The five strategic steps are: Transforming school leadership and development of online marketplace in order to obtain School Operational Funds (Bantuan Operasional Sekolah – “BOS”); transforming (Pendidikan dan Pelatihan Guru – “PPG”) program; simplifying the curriculum and adjusting it to the abilities of students; replacing the National Examination with the Minimum Competence Assessment (Asesmen Kompetensi Minimum – “AKM”) created based on PISA; and establishing a partnership between Regional Governments and civilian citizens. 

Third, the launching of the “Study from Home” program created in cooperation with TVRI, the national television channel. This is a series of learning programs created for all levels of formal learning: Kindergartens, Elementary Schools, Middle Schools, High Schools, and Vocational Schools. They would also include Parent and Teacher Guidance program and cultural shows on weekends. The Studying from Home policy is the answer for restricted access to online learning facilities, whether economic or geographic. 

The above policies are positive, but they tend to be reactive in nature. The success of Indonesia’s Advanced HR development program requires proactive educational policies. It needs real and fundamental steps that can strategically help Indonesia achieve its aspiration to become the fifth-largest economic power in the world by 2045. 

In short, Indonesia needs educational programs that improve the quality of its workers in the long term. After all, the Government’s educational programs for the past 20 years are still unable to implement our educational aspiration to generate intelligent citizens as we declared our independence – despite thousands and trillions of tax money used over the period. 

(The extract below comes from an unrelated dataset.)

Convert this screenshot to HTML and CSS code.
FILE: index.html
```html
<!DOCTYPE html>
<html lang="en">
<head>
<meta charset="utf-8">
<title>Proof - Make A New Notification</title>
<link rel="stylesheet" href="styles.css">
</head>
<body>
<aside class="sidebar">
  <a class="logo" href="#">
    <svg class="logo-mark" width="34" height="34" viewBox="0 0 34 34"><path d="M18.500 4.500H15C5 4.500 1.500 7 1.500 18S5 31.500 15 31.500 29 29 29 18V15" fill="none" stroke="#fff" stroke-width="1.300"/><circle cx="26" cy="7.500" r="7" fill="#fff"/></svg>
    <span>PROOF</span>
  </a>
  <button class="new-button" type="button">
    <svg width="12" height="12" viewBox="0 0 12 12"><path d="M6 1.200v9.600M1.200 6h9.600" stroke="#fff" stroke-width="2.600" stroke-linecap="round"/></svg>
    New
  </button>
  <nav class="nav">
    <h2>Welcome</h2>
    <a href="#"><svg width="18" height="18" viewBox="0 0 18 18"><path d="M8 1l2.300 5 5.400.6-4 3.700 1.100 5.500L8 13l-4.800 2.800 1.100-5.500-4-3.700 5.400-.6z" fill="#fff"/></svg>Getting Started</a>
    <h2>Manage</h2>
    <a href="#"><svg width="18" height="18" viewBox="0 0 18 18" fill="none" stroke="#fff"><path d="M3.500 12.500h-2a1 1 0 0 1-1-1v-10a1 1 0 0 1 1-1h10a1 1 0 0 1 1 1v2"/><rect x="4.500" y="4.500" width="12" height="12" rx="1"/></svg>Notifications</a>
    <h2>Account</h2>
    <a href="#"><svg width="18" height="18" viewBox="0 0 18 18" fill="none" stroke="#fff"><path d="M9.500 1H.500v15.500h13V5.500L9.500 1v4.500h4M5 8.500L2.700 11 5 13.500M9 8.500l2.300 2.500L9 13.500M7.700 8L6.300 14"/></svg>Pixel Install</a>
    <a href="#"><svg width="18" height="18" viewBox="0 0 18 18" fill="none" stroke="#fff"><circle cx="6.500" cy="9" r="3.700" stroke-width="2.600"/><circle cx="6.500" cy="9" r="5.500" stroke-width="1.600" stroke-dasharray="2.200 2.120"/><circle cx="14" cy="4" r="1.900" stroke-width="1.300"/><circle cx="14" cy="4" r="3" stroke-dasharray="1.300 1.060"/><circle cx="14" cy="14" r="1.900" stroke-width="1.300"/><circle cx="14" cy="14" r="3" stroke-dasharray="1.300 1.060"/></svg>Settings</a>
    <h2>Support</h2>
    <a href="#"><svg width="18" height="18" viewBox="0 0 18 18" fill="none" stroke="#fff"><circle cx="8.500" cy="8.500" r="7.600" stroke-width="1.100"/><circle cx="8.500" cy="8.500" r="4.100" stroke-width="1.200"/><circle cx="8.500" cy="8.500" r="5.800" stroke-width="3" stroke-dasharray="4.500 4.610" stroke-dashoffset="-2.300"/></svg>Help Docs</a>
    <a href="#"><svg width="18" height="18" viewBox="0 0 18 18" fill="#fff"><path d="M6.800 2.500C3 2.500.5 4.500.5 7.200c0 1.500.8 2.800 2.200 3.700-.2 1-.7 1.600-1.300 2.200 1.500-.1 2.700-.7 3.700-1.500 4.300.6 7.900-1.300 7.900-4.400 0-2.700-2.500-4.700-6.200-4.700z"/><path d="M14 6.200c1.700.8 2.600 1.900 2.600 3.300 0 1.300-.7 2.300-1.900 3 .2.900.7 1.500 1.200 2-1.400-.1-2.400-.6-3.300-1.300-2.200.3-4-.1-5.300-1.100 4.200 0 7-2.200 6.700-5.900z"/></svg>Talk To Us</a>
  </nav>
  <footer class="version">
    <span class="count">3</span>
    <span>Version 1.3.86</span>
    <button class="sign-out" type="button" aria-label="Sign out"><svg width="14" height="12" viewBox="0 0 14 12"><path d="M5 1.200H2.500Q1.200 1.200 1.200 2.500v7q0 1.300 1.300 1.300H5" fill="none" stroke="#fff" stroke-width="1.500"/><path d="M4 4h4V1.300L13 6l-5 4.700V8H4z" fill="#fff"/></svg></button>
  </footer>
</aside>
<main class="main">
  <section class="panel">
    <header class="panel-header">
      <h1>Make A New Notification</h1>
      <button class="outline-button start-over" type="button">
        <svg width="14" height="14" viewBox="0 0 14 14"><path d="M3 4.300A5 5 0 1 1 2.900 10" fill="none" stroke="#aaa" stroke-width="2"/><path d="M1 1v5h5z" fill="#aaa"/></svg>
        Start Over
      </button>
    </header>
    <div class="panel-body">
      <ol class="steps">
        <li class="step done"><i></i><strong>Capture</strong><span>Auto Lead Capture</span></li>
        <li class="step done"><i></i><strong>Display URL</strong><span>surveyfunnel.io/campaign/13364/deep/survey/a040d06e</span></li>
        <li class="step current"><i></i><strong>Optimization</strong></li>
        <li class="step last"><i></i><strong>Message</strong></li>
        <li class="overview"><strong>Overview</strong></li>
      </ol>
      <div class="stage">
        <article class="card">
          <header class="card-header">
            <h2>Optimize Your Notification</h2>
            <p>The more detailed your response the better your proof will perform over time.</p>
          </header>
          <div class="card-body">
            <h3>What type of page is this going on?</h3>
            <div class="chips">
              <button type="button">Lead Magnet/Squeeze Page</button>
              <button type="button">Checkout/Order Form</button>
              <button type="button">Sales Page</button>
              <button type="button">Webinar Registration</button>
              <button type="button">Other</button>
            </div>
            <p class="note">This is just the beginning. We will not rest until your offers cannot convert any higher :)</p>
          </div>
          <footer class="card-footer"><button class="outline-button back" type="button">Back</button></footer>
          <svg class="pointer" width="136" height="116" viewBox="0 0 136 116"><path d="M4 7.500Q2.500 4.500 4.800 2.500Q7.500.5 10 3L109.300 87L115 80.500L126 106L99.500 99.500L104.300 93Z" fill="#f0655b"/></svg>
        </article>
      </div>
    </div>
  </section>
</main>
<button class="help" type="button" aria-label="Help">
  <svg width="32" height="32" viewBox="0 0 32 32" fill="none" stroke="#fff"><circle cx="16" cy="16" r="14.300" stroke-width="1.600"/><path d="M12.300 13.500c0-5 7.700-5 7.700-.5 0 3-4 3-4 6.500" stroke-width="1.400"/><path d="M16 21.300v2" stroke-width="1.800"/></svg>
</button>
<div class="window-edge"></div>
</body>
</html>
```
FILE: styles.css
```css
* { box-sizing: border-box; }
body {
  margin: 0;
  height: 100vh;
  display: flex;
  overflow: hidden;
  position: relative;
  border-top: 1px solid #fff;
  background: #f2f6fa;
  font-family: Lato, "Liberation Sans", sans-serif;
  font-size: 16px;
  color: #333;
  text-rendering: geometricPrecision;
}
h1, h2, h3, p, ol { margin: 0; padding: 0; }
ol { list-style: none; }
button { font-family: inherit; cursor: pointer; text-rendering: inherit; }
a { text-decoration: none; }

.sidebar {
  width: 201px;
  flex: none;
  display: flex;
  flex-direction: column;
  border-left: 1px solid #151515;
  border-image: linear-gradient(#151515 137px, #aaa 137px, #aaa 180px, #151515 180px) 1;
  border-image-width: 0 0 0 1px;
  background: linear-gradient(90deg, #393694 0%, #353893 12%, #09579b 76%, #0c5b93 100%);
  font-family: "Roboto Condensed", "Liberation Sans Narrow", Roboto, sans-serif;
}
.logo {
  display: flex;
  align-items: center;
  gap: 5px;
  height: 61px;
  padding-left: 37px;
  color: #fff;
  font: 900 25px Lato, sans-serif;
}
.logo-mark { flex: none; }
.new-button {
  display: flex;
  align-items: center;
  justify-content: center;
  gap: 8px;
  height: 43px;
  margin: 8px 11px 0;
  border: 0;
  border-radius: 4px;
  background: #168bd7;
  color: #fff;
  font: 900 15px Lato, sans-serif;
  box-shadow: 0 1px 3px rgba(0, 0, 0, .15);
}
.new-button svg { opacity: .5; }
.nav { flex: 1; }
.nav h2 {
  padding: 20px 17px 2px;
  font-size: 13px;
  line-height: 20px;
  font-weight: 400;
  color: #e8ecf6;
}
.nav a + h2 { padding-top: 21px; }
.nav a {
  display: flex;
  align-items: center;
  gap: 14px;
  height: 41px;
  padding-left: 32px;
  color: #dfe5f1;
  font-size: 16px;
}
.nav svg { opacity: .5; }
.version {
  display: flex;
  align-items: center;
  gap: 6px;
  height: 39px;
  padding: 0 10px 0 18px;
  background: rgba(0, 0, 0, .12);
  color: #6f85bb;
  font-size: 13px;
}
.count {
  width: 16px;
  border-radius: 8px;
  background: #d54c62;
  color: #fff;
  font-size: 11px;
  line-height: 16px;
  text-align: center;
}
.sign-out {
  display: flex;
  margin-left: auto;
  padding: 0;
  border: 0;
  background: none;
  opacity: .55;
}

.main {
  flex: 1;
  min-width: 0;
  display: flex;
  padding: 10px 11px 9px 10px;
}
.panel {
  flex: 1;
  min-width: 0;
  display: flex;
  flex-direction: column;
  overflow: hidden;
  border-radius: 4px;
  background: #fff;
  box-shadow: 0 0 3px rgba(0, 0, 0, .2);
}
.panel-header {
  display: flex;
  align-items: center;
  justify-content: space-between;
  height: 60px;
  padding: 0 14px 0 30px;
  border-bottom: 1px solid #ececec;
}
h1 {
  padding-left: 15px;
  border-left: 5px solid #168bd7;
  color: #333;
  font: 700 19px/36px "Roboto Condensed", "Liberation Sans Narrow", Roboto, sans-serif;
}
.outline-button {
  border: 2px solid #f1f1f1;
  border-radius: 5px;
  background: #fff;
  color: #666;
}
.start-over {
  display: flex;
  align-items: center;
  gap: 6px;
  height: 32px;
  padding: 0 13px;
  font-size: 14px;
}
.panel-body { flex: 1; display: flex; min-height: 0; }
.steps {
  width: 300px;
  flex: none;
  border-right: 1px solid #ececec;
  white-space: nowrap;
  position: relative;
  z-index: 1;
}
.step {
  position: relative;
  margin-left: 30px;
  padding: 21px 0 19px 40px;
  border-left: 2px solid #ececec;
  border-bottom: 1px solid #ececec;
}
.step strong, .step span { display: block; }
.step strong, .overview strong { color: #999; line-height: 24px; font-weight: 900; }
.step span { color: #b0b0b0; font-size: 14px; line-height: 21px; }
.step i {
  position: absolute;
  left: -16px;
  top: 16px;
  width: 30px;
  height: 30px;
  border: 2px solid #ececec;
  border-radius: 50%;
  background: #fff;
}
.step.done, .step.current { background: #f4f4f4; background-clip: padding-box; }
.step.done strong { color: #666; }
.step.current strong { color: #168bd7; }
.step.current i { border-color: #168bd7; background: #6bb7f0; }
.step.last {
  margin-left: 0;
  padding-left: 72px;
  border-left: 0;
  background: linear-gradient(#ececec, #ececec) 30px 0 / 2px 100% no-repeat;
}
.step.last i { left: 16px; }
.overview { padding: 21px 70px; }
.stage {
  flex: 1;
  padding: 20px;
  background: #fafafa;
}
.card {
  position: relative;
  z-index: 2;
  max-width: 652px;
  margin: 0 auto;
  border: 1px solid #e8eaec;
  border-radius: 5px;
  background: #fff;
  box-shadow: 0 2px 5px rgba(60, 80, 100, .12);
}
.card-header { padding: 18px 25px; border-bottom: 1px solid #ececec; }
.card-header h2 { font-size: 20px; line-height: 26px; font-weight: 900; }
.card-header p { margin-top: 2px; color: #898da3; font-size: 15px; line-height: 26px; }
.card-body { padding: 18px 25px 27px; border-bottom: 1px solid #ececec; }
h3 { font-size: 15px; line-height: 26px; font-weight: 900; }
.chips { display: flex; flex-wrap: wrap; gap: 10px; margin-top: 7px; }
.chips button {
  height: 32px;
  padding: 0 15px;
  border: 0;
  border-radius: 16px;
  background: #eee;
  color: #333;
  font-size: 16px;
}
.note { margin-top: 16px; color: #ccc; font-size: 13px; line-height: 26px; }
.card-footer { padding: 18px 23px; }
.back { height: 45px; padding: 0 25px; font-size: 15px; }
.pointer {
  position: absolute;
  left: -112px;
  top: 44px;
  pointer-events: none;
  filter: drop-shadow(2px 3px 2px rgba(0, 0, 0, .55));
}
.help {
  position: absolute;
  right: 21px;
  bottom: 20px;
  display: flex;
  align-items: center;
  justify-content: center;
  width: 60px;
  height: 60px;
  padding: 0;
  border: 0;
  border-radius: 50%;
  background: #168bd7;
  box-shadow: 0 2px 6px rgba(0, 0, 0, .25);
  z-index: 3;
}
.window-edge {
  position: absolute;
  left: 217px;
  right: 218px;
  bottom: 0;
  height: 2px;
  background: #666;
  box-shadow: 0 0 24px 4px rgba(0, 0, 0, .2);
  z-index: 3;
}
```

This argument is starkly borne out by the reading ability of Indonesian students when measured on an international scale. We only earned a score of 371 in the PISA of 2000 – and after taking the test 7 (seven!) times within 18 (eighteen!) years, Indonesian students still get a score of 371 in 2018. This is woefully behind the average score of 487 obtained by students in OECD countries for reading in PISA 2018. Reading is a basic indicator: weak reading ability also means poor studying ability. Low studying ability means low intelligence. And sadly, the same story repeats itself in math and science tests. 

These many educational programs that used up thousands of trillions and take decades are never evaluated for effectiveness and efficiency: BOS, Educational Professional Benefit (Tunjangan Profesi Pendidik – “TPP”), Teachers’ Education and Training (Pendidikan dan Pelatihan Guru – “PPG”), Special Allocation Funds (Dana Alokasi Khusus – “DAK”) for physical and non-physical purposes, Smart Indonesia Program (Program Indonesia Pintar – “PIP”), etc. 

We should all question why the quality of our education is so low, why access to our education is so restricted. In fact, even as late as 2020, our schools and teachers are not ready to provide online learning due to limited availability of digital structures and facilities, despite the people having spent so much money on education over the years. Coordination and collaboration between the Central and Regional governments in running the educational system since we officially implement autonomy in educational decisions for Regional Governments remain sketchy at best. 

I always state on various opportunities that the reason why Indonesia’s education remains stagnant is because the Government never creates any educational system blueprints. All existing programs only address routine issues and are not related to each other, causing the sad reality of “new minister, new policy” among our people. An educational system blueprint for Indonesia will help all of our stakeholders to create measurable programs that will in the end generate the advanced HR that we dream of, as well as make it easier for us to evaluate these programs. We can be sure that they are created more than just to make sure that our budget goes somewhere. 

The good news is that the Revision of Law No. 20 of 2003 concerning the National Educational System is now included in the National Legislation Program for 2020. We may hope that a real, solid Indonesian Educational System Blueprint makes up an integral part of this revision. It would be a proactive and advanced step forward. However, when I contacted them through WhatsApp messaging, members of Commission X of the House of Representatives (Dewan Perwakilan Rakyat – “DPR”) of RI told me that they are still awaiting concrete action from the Government as the suggesting party before they can start the revision. 

Under the current Large-Scaled Social Restriction (Pembatasan Sosial Berskala Besar – “PSBB”), I believe that this is the best time to call upon the best sons and daughters of the nation, the experts and figures of education, to jointly express their ideas and create the blueprint for Indonesia’s educational system. We can use this opportunity to objectively evaluate existing programs and start to plan improvements, in order to ensure that that the concepts of “Advanced HR” and “Golden Indonesia” end up as being more stale rhetoric.